Venues: German Historical Institute London and Centre of South Asian Studies, School of Oriental and African Studies, London

Organisers: Centre of South Asian Studies, School of Oriental and African Studies, London, German Historical Institute London, and Zentrum Moderner Orient, Berlin

Since historiography is increasingly turning to the experiences and memories of war, the problem of a significant but largely ‘forgotten’ non-European participation in the World Wars has received some attention, too. South Asia was famously utilized as an “English barracks in the Oriental seas” throughout the colonial period and, in previously unseen dimensions, as a recruitment base during both World Wars.

Numerous publications have shed more light since the 1990s on the ‘sepoy’ (as the South Asian soldier was called), on both his institutional involvements and his experiences. The exploration of South Asian experiences of the World Wars has been mainly confined, however, to combatants in these writings even though auxiliary non-combatant forces were comparable in their numbers and even though the impact of war was deep and transformative for the families of those shipped to the battlefields of the world as well as for various other groups of South Asian society. With regard to South Asia, the social history of the World Wars still struggles to fully step out of the long shadow of military history.
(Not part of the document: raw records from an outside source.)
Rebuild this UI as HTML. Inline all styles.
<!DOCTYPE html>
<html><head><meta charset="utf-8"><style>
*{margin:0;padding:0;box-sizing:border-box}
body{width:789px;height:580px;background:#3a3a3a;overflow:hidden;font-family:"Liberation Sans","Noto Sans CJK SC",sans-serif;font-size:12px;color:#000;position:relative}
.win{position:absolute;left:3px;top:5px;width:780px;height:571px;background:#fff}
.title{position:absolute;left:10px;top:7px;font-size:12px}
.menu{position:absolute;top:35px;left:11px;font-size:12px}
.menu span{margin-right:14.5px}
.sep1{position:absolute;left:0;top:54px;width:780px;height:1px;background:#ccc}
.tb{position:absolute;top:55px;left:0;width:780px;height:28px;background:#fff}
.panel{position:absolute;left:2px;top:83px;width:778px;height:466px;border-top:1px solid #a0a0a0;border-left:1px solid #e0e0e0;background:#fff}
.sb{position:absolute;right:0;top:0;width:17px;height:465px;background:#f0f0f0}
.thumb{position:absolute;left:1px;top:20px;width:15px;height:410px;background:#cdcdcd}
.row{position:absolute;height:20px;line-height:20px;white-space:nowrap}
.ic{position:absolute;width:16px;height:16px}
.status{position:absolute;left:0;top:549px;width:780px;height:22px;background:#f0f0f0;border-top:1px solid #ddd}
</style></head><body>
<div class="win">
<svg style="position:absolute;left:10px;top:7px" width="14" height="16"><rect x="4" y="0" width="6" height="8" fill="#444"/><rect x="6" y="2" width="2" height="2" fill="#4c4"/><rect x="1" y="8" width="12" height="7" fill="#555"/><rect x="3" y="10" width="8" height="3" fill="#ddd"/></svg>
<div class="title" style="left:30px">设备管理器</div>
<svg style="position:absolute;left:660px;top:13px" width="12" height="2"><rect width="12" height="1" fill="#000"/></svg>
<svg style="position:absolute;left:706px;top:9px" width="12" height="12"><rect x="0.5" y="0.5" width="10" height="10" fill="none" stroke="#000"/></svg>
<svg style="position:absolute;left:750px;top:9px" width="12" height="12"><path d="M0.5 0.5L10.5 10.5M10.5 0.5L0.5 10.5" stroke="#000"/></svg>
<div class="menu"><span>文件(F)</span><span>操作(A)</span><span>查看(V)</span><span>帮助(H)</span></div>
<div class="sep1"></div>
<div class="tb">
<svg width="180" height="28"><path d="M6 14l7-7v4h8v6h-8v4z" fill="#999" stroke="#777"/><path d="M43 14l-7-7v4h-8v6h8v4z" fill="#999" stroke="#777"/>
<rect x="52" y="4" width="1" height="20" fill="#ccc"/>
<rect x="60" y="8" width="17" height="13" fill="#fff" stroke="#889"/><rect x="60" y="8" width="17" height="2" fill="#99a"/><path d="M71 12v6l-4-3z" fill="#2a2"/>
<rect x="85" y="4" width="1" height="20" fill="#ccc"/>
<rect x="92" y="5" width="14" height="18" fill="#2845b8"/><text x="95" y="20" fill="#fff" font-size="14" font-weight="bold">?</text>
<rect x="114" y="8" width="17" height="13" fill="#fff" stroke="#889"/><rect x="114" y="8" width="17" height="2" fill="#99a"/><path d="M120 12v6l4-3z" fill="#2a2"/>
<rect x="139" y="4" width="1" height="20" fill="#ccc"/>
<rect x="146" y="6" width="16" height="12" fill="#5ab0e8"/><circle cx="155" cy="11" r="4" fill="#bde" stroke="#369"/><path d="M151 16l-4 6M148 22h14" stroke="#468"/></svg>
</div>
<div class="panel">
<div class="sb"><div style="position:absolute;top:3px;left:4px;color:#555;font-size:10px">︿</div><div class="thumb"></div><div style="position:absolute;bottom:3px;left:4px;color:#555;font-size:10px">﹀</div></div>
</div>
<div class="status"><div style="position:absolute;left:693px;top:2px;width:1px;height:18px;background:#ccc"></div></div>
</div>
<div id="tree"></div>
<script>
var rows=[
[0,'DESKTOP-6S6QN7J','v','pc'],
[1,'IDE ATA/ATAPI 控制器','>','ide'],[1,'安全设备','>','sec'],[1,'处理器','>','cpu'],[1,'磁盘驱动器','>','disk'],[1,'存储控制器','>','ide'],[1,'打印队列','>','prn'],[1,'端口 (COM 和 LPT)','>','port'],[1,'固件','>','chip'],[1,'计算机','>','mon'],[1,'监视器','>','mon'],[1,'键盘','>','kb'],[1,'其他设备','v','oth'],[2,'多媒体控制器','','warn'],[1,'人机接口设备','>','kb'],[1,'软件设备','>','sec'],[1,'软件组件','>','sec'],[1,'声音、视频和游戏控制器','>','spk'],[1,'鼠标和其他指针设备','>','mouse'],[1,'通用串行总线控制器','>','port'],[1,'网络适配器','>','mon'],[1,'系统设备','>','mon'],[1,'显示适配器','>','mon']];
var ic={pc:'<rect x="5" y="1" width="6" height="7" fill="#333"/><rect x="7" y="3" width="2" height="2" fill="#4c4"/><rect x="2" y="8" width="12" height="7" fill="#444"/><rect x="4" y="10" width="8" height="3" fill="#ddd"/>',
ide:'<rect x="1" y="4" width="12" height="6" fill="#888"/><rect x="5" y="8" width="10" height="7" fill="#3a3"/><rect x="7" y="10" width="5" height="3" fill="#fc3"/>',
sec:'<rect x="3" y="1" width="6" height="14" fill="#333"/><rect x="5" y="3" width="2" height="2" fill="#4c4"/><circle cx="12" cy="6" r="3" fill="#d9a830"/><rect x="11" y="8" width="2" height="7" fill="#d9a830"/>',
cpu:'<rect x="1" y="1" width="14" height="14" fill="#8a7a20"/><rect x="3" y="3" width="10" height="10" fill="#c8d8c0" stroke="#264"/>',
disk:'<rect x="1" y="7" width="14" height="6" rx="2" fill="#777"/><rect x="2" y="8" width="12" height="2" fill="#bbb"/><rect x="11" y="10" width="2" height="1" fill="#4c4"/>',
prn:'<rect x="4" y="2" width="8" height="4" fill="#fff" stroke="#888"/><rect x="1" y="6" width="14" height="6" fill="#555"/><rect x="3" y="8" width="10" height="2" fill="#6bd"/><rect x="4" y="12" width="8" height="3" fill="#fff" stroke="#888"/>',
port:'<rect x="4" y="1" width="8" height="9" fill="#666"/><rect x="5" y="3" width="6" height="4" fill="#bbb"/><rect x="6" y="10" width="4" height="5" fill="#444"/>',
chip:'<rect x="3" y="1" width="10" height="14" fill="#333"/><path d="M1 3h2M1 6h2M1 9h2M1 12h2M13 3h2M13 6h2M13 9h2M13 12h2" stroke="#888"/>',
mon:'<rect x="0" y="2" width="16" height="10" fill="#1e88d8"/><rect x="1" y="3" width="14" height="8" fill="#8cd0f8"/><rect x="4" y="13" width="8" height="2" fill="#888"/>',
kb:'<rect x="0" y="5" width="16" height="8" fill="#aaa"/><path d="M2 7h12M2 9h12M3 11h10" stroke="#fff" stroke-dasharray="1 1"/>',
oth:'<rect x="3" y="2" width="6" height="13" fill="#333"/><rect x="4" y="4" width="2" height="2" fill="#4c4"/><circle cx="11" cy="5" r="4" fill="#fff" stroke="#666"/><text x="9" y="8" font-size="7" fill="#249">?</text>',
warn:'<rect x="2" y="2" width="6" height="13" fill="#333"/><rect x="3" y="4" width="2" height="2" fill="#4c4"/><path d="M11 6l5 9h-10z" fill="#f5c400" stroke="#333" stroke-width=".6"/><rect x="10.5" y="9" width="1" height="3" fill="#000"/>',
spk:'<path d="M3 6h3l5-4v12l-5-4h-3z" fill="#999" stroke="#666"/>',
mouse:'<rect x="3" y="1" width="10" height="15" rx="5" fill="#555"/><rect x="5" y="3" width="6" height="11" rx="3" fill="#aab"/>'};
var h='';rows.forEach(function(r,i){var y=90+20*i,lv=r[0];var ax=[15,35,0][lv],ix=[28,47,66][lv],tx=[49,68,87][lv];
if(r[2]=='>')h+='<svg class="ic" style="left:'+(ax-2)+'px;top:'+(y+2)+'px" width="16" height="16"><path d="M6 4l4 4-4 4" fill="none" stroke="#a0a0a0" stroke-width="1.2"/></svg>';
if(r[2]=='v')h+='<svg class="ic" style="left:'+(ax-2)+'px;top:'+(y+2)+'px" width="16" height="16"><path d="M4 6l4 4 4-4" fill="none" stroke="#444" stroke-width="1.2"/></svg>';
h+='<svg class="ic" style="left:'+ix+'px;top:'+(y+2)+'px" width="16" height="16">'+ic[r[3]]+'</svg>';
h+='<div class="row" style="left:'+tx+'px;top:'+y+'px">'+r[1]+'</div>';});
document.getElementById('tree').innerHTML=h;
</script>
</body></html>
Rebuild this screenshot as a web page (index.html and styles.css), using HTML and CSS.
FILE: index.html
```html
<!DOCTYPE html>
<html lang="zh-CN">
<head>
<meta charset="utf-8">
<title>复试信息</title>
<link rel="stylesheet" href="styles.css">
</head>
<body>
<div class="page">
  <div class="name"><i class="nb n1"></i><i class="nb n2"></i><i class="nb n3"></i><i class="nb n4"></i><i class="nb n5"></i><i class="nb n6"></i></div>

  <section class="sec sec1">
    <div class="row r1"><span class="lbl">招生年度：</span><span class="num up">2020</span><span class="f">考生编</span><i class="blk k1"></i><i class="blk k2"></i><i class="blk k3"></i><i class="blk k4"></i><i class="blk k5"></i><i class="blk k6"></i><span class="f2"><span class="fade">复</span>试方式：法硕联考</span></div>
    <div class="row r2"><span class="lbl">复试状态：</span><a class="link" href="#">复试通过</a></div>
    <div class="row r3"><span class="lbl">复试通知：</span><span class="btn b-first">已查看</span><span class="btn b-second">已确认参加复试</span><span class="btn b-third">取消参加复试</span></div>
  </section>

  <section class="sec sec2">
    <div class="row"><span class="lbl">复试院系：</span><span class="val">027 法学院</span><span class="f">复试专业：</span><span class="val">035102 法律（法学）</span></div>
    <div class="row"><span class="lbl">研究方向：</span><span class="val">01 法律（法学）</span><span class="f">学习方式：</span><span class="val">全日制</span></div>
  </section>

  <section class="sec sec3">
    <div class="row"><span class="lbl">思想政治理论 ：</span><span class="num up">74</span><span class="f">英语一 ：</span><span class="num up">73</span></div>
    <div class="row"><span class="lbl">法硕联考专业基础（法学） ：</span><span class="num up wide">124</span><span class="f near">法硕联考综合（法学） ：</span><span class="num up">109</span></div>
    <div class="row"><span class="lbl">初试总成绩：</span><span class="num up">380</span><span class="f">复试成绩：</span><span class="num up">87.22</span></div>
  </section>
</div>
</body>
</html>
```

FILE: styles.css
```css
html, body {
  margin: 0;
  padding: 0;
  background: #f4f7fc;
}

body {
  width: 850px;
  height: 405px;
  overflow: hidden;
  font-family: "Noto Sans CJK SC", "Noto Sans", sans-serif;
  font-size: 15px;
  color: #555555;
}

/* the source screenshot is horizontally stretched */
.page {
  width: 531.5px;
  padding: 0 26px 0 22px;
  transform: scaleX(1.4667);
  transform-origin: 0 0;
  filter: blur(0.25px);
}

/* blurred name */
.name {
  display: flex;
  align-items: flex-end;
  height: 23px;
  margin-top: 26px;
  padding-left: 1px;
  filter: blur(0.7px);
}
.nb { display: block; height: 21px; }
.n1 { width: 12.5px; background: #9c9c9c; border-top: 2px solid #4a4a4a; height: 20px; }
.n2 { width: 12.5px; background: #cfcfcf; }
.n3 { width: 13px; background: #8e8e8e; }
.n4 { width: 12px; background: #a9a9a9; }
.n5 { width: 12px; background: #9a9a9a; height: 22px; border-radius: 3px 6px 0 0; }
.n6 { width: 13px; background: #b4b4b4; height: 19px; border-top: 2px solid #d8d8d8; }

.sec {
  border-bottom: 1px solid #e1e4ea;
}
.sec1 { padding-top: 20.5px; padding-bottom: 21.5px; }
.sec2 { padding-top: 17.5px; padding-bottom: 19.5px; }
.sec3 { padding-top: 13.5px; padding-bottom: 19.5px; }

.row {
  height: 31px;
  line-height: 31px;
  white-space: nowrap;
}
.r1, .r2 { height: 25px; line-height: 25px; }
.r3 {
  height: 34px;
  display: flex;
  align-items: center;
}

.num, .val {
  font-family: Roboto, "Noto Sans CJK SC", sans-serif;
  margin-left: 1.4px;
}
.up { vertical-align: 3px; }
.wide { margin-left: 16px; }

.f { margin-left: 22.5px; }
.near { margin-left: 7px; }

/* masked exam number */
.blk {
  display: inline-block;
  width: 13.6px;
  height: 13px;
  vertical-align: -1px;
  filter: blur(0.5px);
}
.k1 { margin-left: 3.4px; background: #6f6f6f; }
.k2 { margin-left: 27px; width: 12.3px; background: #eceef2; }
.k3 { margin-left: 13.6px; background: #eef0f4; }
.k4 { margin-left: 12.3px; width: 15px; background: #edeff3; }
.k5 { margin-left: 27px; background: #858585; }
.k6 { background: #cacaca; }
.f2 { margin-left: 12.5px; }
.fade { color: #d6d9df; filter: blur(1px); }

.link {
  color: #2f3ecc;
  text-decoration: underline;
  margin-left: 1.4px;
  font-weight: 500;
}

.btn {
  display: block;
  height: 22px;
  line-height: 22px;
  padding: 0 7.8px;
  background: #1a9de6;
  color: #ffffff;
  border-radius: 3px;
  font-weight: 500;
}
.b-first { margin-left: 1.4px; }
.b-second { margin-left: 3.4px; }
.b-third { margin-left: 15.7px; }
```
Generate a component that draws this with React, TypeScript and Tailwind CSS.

As for the materials used by historians to recover the experiences of South Asian soldiers, the availability of fascinating and voluminous censorship reports that contain numerous translations of soldiers’ letters written or dictated during World War I, appears to have rendered the search for further material less urgent in the eyes of historians. Non-British archives have hardly been explored for such purposes nor have the remarkable efforts of historians of Africa to generate oral histories of the World Wars inspired similar projects in South Asia.

Yet several recent publications and ongoing research projects seem to indicate possibilities of expanding and transforming the field. This workshop will discuss both the problem of locating/generating new evidence and will, for instance, introduce the rich depositories of various archives in Berlin on South Asian (combatant as well as non-combatant) prisoners of war in World War I Germany, which include numerous unique sound recordings. Considering new methodological and conceptual approaches, the workshop will also seek to develop new perspectives for future research in this field.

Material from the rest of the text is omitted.